Copy every line with the string "React" in it.

__Provided material__
---
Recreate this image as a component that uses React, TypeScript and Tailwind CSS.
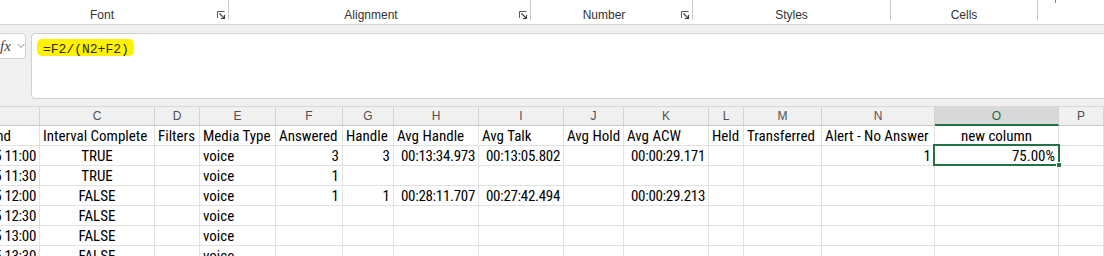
import React from "react";

const cellFont = "font-['Roboto_Condensed','Liberation_Sans_Narrow',Roboto,sans-serif]";

type Align = "l" | "r" | "c";
type Cell = { t?: string; a?: Align; n?: boolean };

const letters = ["B", "C", "D", "E", "F", "G", "H", "I", "J", "K", "L", "M", "N", "O", "P"];

const header: Cell[] = [
  { t: "Interval End", a: "r" },
  { t: "Interval Complete" },
  { t: "Filters" },
  { t: "Media Type" },
  { t: "Answered" },
  { t: "Handle" },
  { t: "Avg Handle" },
  { t: "Avg Talk" },
  { t: "Avg Hold" },
  { t: "Avg ACW" },
  { t: "Held" },
  { t: "Transferred" },
  { t: "Alert - No Answer" },
  { t: "new column", a: "c" },
  {},
];

function row(
  time: string,
  complete: string,
  answered = "",
  handle = "",
  avgH = "",
  avgT = "",
  acw = "",
  alert = "",
  pct = ""
): Cell[] {
  return [
    { t: "1/15/2025 " + time, a: "r", n: true },
    { t: complete, a: "c" },
    {},
    { t: "voice" },
    { t: answered, a: "r" },
    { t: handle, a: "r" },
    { t: avgH, a: "r", n: true },
    { t: avgT, a: "r", n: true },
    {},
    { t: acw, a: "r", n: true },
    {},
    {},
    { t: alert, a: "r" },
    { t: pct, a: "r" },
    {},
  ];
}

const rows: Cell[][] = [
  row("11:00", "TRUE", "3", "3", "00:13:34.973", "00:13:05.802", "00:00:29.171", "1", "75.00%"),
  row("11:30", "TRUE", "1"),
  row("12:00", "FALSE", "1", "1", "00:28:11.707", "00:27:42.494", "00:00:29.213"),
  row("12:30", "FALSE"),
  row("13:00", "FALSE"),
  row("13:30", "FALSE"),
];

const gridCols =
  "grid grid-cols-[40px_115px_45px_76px_67px_51px_85px_85px_60px_85px_35px_78px_113px_124px_1fr]";

function Launcher() {
  return (
    <svg width="9" height="8" viewBox="0 0 9 8" className="shrink-0">
      <path d="M0.5 7 V0.5 H7.5" fill="none" stroke="#5c5c5c" strokeWidth="1" />
      <path d="M2.5 2.5 L7.5 7.5" fill="none" stroke="#3c3c3c" strokeWidth="1.1" />
      <path d="M4 7.5 H7.5 V4" fill="none" stroke="#3c3c3c" strokeWidth="1.1" />
    </svg>
  );
}

function alignCls(a?: Align) {
  if (a === "r") return "justify-end";
  if (a === "c") return "justify-center";
  return "justify-start";
}

export default function App() {
  return (
    <div className="relative w-[1104px] h-[256px] overflow-hidden bg-[#f0f0f0] font-['Liberation_Sans',Arial,sans-serif]">
      {/* Ribbon group labels */}
      <div className="relative flex h-[25px] bg-white border-b border-[#d6d6d6] text-[12px] text-[#333]">
        <div className="relative flex w-[229px] border-r border-[#c8c8c8] h-[20px]">
          <div className="w-[204px] pt-[7px] text-center leading-[16px]">Font</div>
          <div className="absolute left-[217px] top-[11px]">
            <Launcher />
          </div>
        </div>
        <div className="relative flex w-[302px] h-[20px] border-r border-[#c8c8c8]">
          <div className="w-[284px] pt-[7px] text-center leading-[16px]">Alignment</div>
          <div className="absolute left-[290px] top-[11px]">
            <Launcher />
          </div>
        </div>
        <div className="relative flex w-[162px] h-[20px] border-r border-[#c8c8c8]">
          <div className="w-[146px] pt-[7px] text-center leading-[16px]">Number</div>
          <div className="absolute left-[150px] top-[11px]">
            <Launcher />
          </div>
        </div>
        <div className="flex w-[198px] h-[20px] border-r border-[#c8c8c8]">
          <div className="w-full pt-[7px] text-center leading-[16px]">Styles</div>
        </div>
        <div className="flex w-[147px] h-[20px] border-r border-[#c8c8c8]">
          <div className="w-full pt-[7px] text-center leading-[16px]">Cells</div>
        </div>
        <div className="absolute left-[1055px] top-0 w-[1px] h-[3px] bg-[#b05ad0]" />
      </div>

      {/* Formula bar */}
      <div className="mt-[8px] flex">
        <div className="ml-[-10px] flex h-[26px] w-[36px] items-center rounded-[4px] border border-[#d0d0d0] bg-white">
          <span className="ml-[9px] font-['Liberation_Serif',serif] text-[15px] italic leading-none text-[#444]">
            fx
          </span>
          <svg width="8" height="6" viewBox="0 0 8 6" className="ml-[6px]">
            <path d="M0.5 1 L4 4.5 L7.5 1" fill="none" stroke="#8a8a8a" strokeWidth="1" />
          </svg>
        </div>
        <div className="ml-[5px] mr-[-10px] h-[66px] flex-1 rounded-l-[4px] border border-[#d0d0d0] bg-white">
          <span className="ml-[5px] mt-[1px] inline-block h-[17px] rounded-[5px] bg-[#fff200] pl-[6px] pr-[5px] font-['Liberation_Mono',monospace] text-[13px] leading-[17px] text-[#2b2b1a]">
            <span className="relative top-[2px]">=F2/(N2+F2)</span>
          </span>
        </div>
      </div>

      {/* Sheet */}
      <div className="mt-[7px] border-t border-[#d8d8d8]">
        <div className={gridCols + " bg-[#f0f0f0]"}>
          {letters.map((l) => {
            const sel = l === "O";
            return (
              <div
                key={l}
                className={
                  "flex h-[19px] items-center justify-center border-r border-[#d2d2d2] text-[12px] leading-none " +
                  (sel
                    ? "bg-[#d9d9d9] text-[#1e6b3e] border-b-2 border-b-[#217346]"
                    : "text-[#505050] border-b border-b-[#c8c8c8]")
                }
              >
                {l === "B" ? "" : l}
              </div>
            );
          })}
        </div>
        <div className={gridCols + " bg-white text-[15px] text-black " + cellFont}>
          {[header, ...rows].map((r, ri) =>
            r.map((c, ci) => (
              <div
                key={ri + "-" + ci}
                className={
                  "flex h-[20px] overflow-hidden whitespace-nowrap border-b border-r border-[#e1e1e1] px-[3px] leading-[20px] " +
                  alignCls(c.a) +
                  (c.n ? " tracking-[-0.3px]" : "") +
                  (ri === 0 && ci === 0 ? " pr-[28px]" : "")
                }
              >
                {ri === 0 && ci === 0 ? "End" : c.t}
              </div>
            ))
          )}
        </div>
      </div>

      {/* Selection overlay */}
      <div className="absolute left-[933px] top-[144px] h-[22px] w-[127px] border-2 border-[#217346]" />
      <div className="absolute left-[1056px] top-[162px] h-[6px] w-[6px] border border-white bg-[#217346]" />
    </div>
  );
}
---
__Written response__
Recreate this image as a component that uses React, TypeScript and Tailwind CSS.
import React from "react";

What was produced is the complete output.